Source excerpt:
-------------------------
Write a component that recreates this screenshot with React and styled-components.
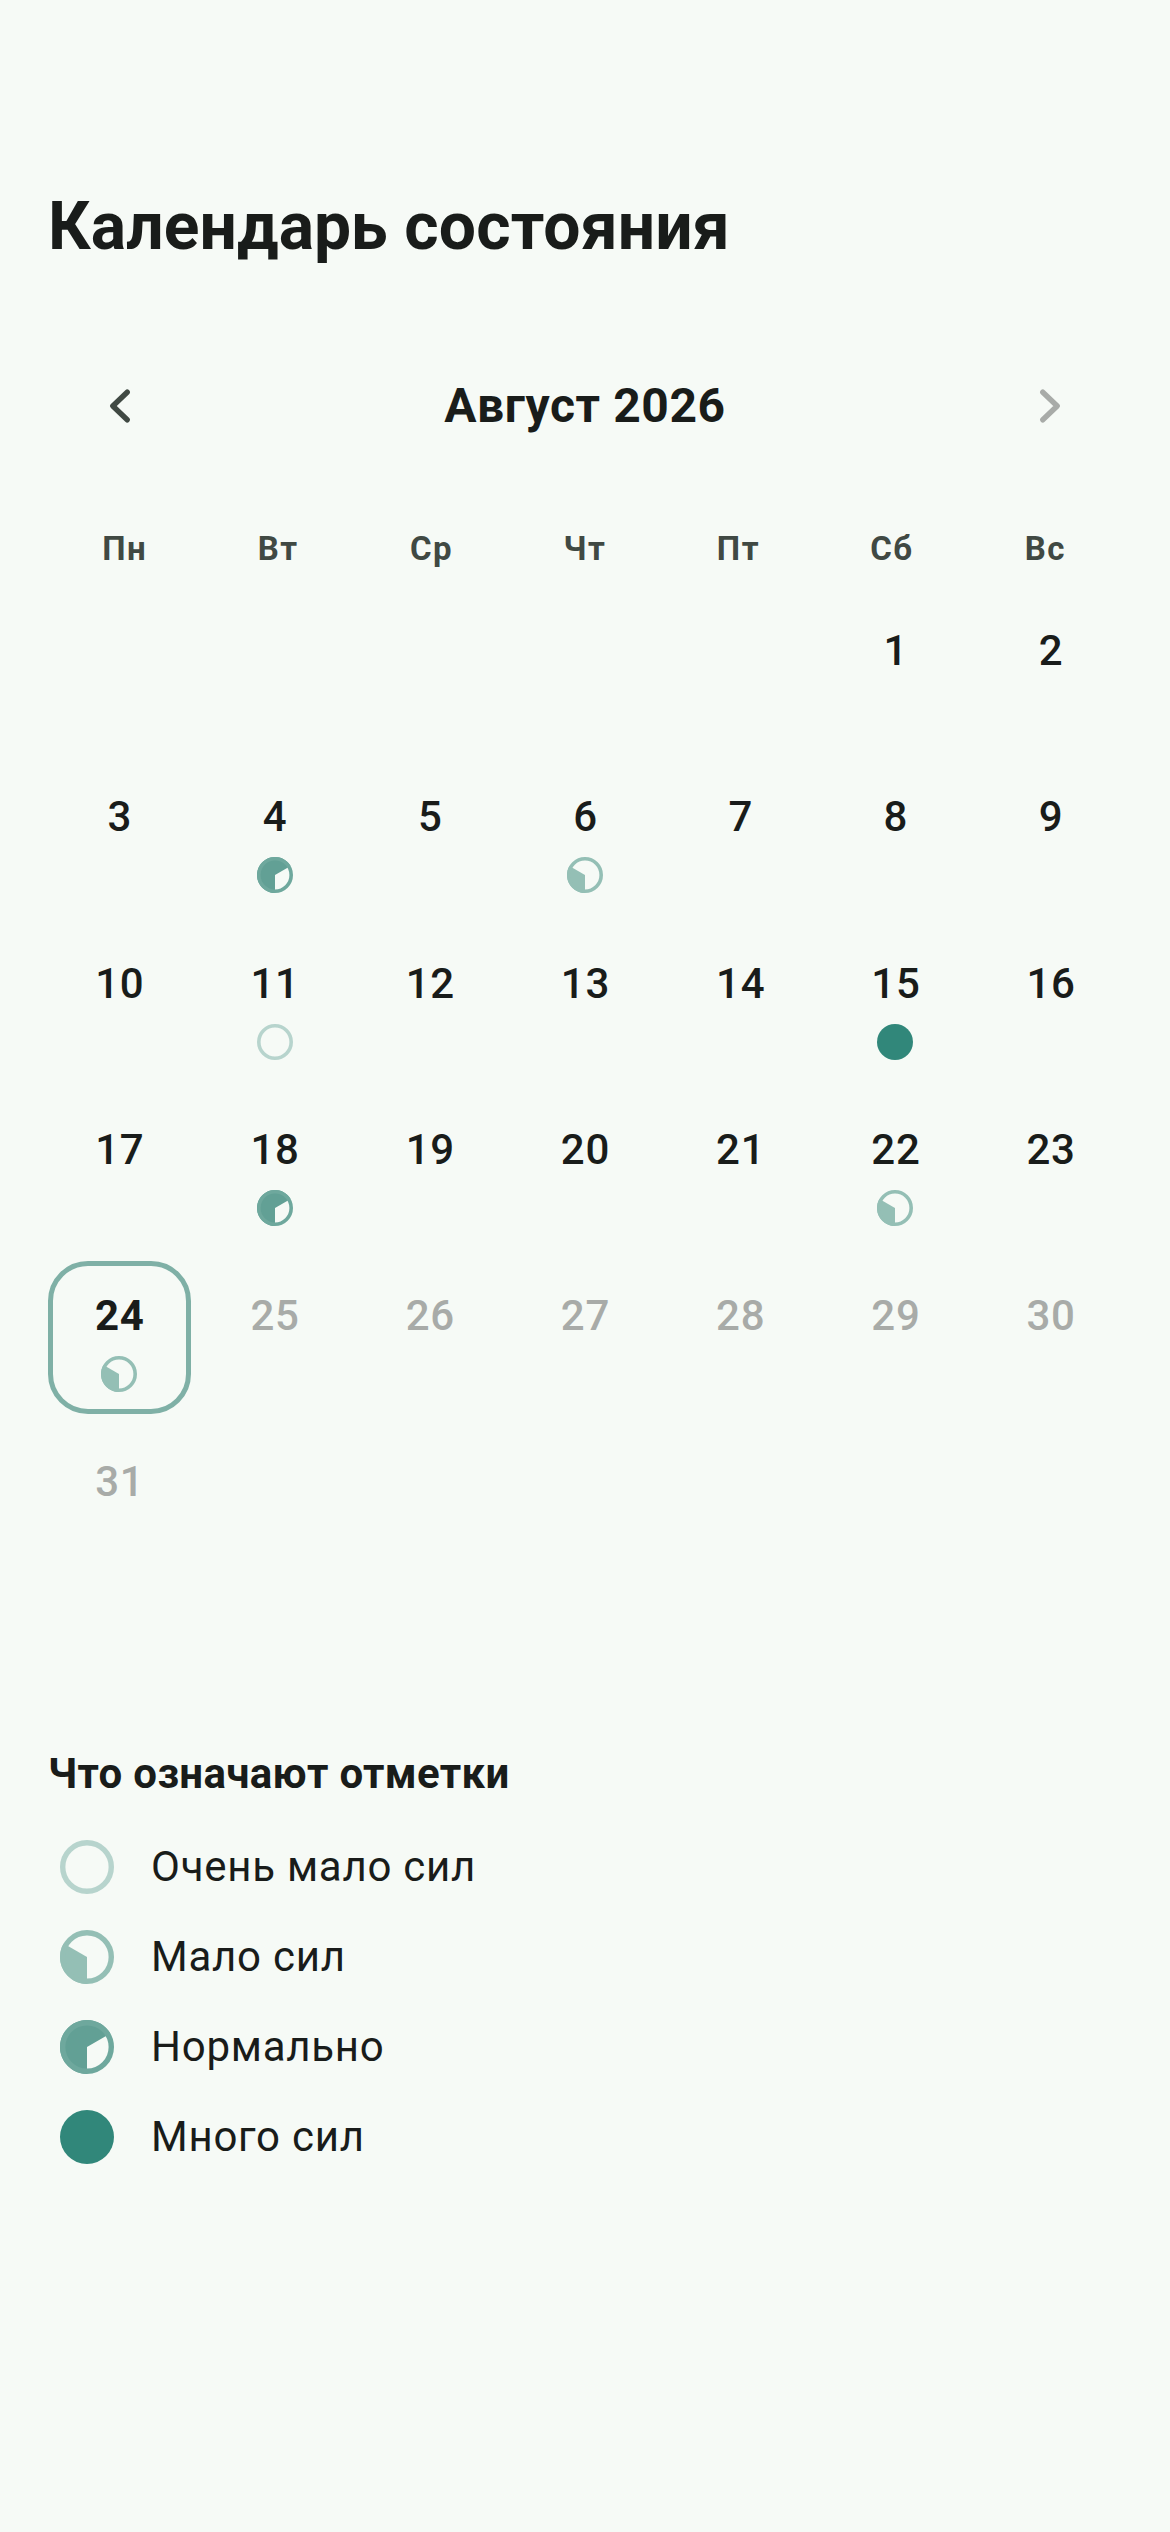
import React from "react";
import styled, { createGlobalStyle } from "styled-components";

const Global = createGlobalStyle`
  html, body { margin: 0; padding: 0; background: #f6faf6; }
  body { font-family: Roboto, "Noto Sans", sans-serif; color: #191c1a; }
`;
const Page = styled.div`
  width: 1170px;
  height: 2532px;
  box-sizing: border-box;
  padding: 183px 48px 0;
  overflow: hidden;
`;
const Title = styled.h1`
  margin: 0;
  font-size: 66px;
  line-height: 88px;
  font-weight: 700;
  letter-spacing: 0.1px;
`;
const MonthBar = styled.div`
  display: flex;
  align-items: center;
  justify-content: space-between;
  height: 144px;
  margin-top: 63px;
`;
const NavButton = styled.div`
  width: 144px;
  height: 144px;
  display: flex;
  align-items: center;
  justify-content: center;
  color: ${(p) => (p.$dim ? "#a8aba8" : "#404943")};
`;
const Month = styled.div`
  font-size: 48px;
  font-weight: 700;
  line-height: 64px;
  letter-spacing: 0.6px;
`;
const Weekdays = styled.div`
  display: grid;
  grid-template-columns: repeat(7, 1fr);
  margin-top: 47px;
`;
const Weekday = styled.div`
  text-align: center;
  font-size: 33px;
  line-height: 48px;
  font-weight: 700;
  letter-spacing: 1.5px;
  color: #404943;
`;
const Days = styled.div`
  display: grid;
  grid-template-columns: repeat(7, 1fr);
  grid-auto-rows: 153px;
  column-gap: 12.5px;
  row-gap: 13.3px;
  margin-top: 23px;
`;
const Cell = styled.div`
  box-sizing: border-box;
  border-radius: 40px;
  border: ${(p) => (p.$today ? "5px solid #7fb0a6" : "5px solid transparent")};
  display: flex;
  flex-direction: column;
  align-items: center;
  padding-top: 22px;
  gap: 12px;
`;
const DayNumber = styled.div`
  font-size: 42px;
  line-height: 56px;
  letter-spacing: 0.75px;
  margin-left: 1px;
  font-weight: ${(p) => (p.$today ? 700 : 500)};
  color: ${(p) => (p.$muted ? "#a8aba8" : "#191c1a")};
`;
const Legend = styled.div`
  margin-top: 166px;
`;
const LegendTitle = styled.h2`
  margin: 0 0 20px;
  font-size: 42px;
  line-height: 56px;
  font-weight: 700;
  letter-spacing: 0.33px;
`;
const LegendRow = styled.div`
  display: flex;
  align-items: center;
  height: 90px;
  padding-left: 12px;
  gap: 37px;
`;
const LegendLabel = styled.div`
  font-size: 42px;
  letter-spacing: 0.75px;
  line-height: 56px;
`;

const polar = (deg) => {
  const a = (deg * Math.PI) / 180;
  return [50 + 50 * Math.sin(a), 50 - 50 * Math.cos(a)];
};

// wedge going clockwise, angles from 12 o'clock
const wedge = (from, to) => {
  const [x1, y1] = polar(from);
  const [x2, y2] = polar(to);
  return `M50 50L${x1} ${y1}A50 50 0 ${to - from > 180 ? 1 : 0} 1 ${x2} ${y2}Z`;
};

const MARKS = {
  1: { color: "#b7d4cd", from: 0, to: 0 },
  2: { color: "#94bfb5", from: 180, to: 300 },
  3: { color: "#62a095", ring: "#6ea89d", from: 180, to: 420 },
  4: { color: "#31877a", from: 0, to: 0, full: true },
};

function Mark({ level, size = 36 }) {
  const m = MARKS[level];
  return (
    <svg width={size} height={size} viewBox="0 0 100 100" style={{ display: "block" }}>
      {m.full ? (
        <circle cx="50" cy="50" r="50" fill={m.color} />
      ) : (
        <>
          {m.to > m.from && <path d={wedge(m.from, m.to)} fill={m.color} />}
          <circle cx="50" cy="50" r="45" fill="none" stroke={m.ring || m.color} strokeWidth="10" />
        </>
      )}
    </svg>
  );
}

const WEEK = ["Пн", "Вт", "Ср", "Чт", "Пт", "Сб", "Вс"];
const LEVELS = { 4: 3, 6: 2, 11: 1, 15: 4, 18: 3, 22: 2, 24: 2 };
const TODAY = 24;
const LEGEND = [
  [1, "Очень мало сил"],
  [2, "Мало сил"],
  [3, "Нормально"],
  [4, "Много сил"],
];

export default function App() {
  const days = Array.from({ length: 31 }, (_, i) => i + 1);
  return (
    <Page>
      <Global />
      <Title>Календарь состояния</Title>
      <MonthBar>
        <NavButton>
          <svg width="72" height="72" viewBox="0 0 24 24" fill="none" stroke="currentColor" strokeWidth="1.8" strokeLinecap="round" strokeLinejoin="round">
            <path d="M14.4 7.4 9.6 12l4.8 4.6" />
          </svg>
        </NavButton>
        <Month>Август 2026</Month>
        <NavButton $dim>
          <svg width="72" height="72" viewBox="0 0 24 24" fill="none" stroke="currentColor" strokeWidth="1.8" strokeLinecap="round" strokeLinejoin="round">
            <path d="M9.6 7.4 14.4 12l-4.8 4.6" />
          </svg>
        </NavButton>
      </MonthBar>
      <Weekdays>
        {WEEK.map((d) => (
          <Weekday key={d}>{d}</Weekday>
        ))}
      </Weekdays>
      <Days>
        {Array.from({ length: 5 }, (_, i) => (
          <div key={"e" + i} />
        ))}
        {days.map((d) => (
          <Cell key={d} $today={d === TODAY}>
            <DayNumber $today={d === TODAY} $muted={d > TODAY}>{d}</DayNumber>
            {LEVELS[d] && <Mark level={LEVELS[d]} />}
          </Cell>
        ))}
      </Days>
      <Legend>
        <LegendTitle>Что означают отметки</LegendTitle>
        {LEGEND.map(([level, label]) => (
          <LegendRow key={level}>
            <Mark level={level} size={54} />
            <LegendLabel>{label}</LegendLabel>
          </LegendRow>
        ))}
      </Legend>
    </Page>
  );
}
-------------------------
Written exercise: Repeat all of the data above word for word, minus the pictures.

Expected answer:
Write a component that recreates this screenshot with React and styled-components.
import React from "react";
import styled, { createGlobalStyle } from "styled-components";

const Global = createGlobalStyle`
  html, body { margin: 0; padding: 0; background: #f6faf6; }
  body { font-family: Roboto, "Noto Sans", sans-serif; color: #191c1a; }
`;
const Page = styled.div`
  width: 1170px;
  height: 2532px;
  box-sizing: border-box;
  padding: 183px 48px 0;
  overflow: hidden;
`;
const Title = styled.h1`
  margin: 0;
  font-size: 66px;
  line-height: 88px;
  font-weight: 700;
  letter-spacing: 0.1px;
`;
const MonthBar = styled.div`
  display: flex;
  align-items: center;
  justify-content: space-between;
  height: 144px;
  margin-top: 63px;
`;
const NavButton = styled.div`
  width: 144px;
  height: 144px;
  display: flex;
  align-items: center;
  justify-content: center;
  color: ${(p) => (p.$dim ? "#a8aba8" : "#404943")};
`;
const Month = styled.div`
  font-size: 48px;
  font-weight: 700;
  line-height: 64px;
  letter-spacing: 0.6px;
`;
const Weekdays = styled.div`
  display: grid;
  grid-template-columns: repeat(7, 1fr);
  margin-top: 47px;
`;
const Weekday = styled.div`
  text-align: center;
  font-size: 33px;
  line-height: 48px;
  font-weight: 700;
  letter-spacing: 1.5px;
  color: #404943;
`;
const Days = styled.div`
  display: grid;
  grid-template-columns: repeat(7, 1fr);
  grid-auto-rows: 153px;
  column-gap: 12.5px;
  row-gap: 13.3px;
  margin-top: 23px;
`;
const Cell = styled.div`
  box-sizing: border-box;
  border-radius: 40px;
  border: ${(p) => (p.$today ? "5px solid #7fb0a6" : "5px solid transparent")};
  display: flex;
  flex-direction: column;
  align-items: center;
  padding-top: 22px;
  gap: 12px;
`;
const DayNumber = styled.div`
  font-size: 42px;
  line-height: 56px;
  letter-spacing: 0.75px;
  margin-left: 1px;
  font-weight: ${(p) => (p.$today ? 700 : 500)};
  color: ${(p) => (p.$muted ? "#a8aba8" : "#191c1a")};
`;
const Legend = styled.div`
  margin-top: 166px;
`;
const LegendTitle = styled.h2`
  margin: 0 0 20px;
  font-size: 42px;
  line-height: 56px;
  font-weight: 700;
  letter-spacing: 0.33px;
`;
const LegendRow = styled.div`
  display: flex;
  align-items: center;
  height: 90px;
  padding-left: 12px;
  gap: 37px;
`;
const LegendLabel = styled.div`
  font-size: 42px;
  letter-spacing: 0.75px;
  line-height: 56px;
`;

const polar = (deg) => {
  const a = (deg * Math.PI) / 180;
  return [50 + 50 * Math.sin(a), 50 - 50 * Math.cos(a)];
};

// wedge going clockwise, angles from 12 o'clock
const wedge = (from, to) => {
  const [x1, y1] = polar(from);
  const [x2, y2] = polar(to);
  return `M50 50L${x1} ${y1}A50 50 0 ${to - from > 180 ? 1 : 0} 1 ${x2} ${y2}Z`;
};

const MARKS = {
  1: { color: "#b7d4cd", from: 0, to: 0 },
  2: { color: "#94bfb5", from: 180, to: 300 },
  3: { color: "#62a095", ring: "#6ea89d", from: 180, to: 420 },
  4: { color: "#31877a", from: 0, to: 0, full: true },
};

function Mark({ level, size = 36 }) {
  const m = MARKS[level];
  return (
    <svg width={size} height={size} viewBox="0 0 100 100" style={{ display: "block" }}>
      {m.full ? (
        <circle cx="50" cy="50" r="50" fill={m.color} />
      ) : (
        <>
          {m.to > m.from && <path d={wedge(m.from, m.to)} fill={m.color} />}
          <circle cx="50" cy="50" r="45" fill="none" stroke={m.ring || m.color} strokeWidth="10" />
        </>
      )}
    </svg>
  );
}

const WEEK = ["Пн", "Вт", "Ср", "Чт", "Пт", "Сб", "Вс"];
const LEVELS = { 4: 3, 6: 2, 11: 1, 15: 4, 18: 3, 22: 2, 24: 2 };
const TODAY = 24;
const LEGEND = [
  [1, "Очень мало сил"],
  [2, "Мало сил"],
  [3, "Нормально"],
  [4, "Много сил"],
];

export default function App() {
  const days = Array.from({ length: 31 }, (_, i) => i + 1);
  return (
    <Page>
      <Global />
      <Title>Календарь состояния</Title>
      <MonthBar>
        <NavButton>
          <svg width="72" height="72" viewBox="0 0 24 24" fill="none" stroke="currentColor" strokeWidth="1.8" strokeLinecap="round" strokeLinejoin="round">
            <path d="M14.4 7.4 9.6 12l4.8 4.6" />
          </svg>
        </NavButton>
        <Month>Август 2026</Month>
        <NavButton $dim>
          <svg width="72" height="72" viewBox="0 0 24 24" fill="none" stroke="currentColor" strokeWidth="1.8" strokeLinecap="round" strokeLinejoin="round">
            <path d="M9.6 7.4 14.4 12l-4.8 4.6" />
          </svg>
        </NavButton>
      </MonthBar>
      <Weekdays>
        {WEEK.map((d) => (
          <Weekday key={d}>{d}</Weekday>
        ))}
      </Weekdays>
      <Days>
        {Array.from({ length: 5 }, (_, i) => (
          <div key={"e" + i} />
        ))}
        {days.map((d) => (
          <Cell key={d} $today={d === TODAY}>
            <DayNumber $today={d === TODAY} $muted={d > TODAY}>{d}</DayNumber>
            {LEVELS[d] && <Mark level={LEVELS[d]} />}
          </Cell>
        ))}
      </Days>
      <Legend>
        <LegendTitle>Что означают отметки</LegendTitle>
        {LEGEND.map(([level, label]) => (
          <LegendRow key={level}>
            <Mark level={level} size={54} />
            <LegendLabel>{label}</LegendLabel>
          </LegendRow>
        ))}
      </Legend>
    </Page>
  );
}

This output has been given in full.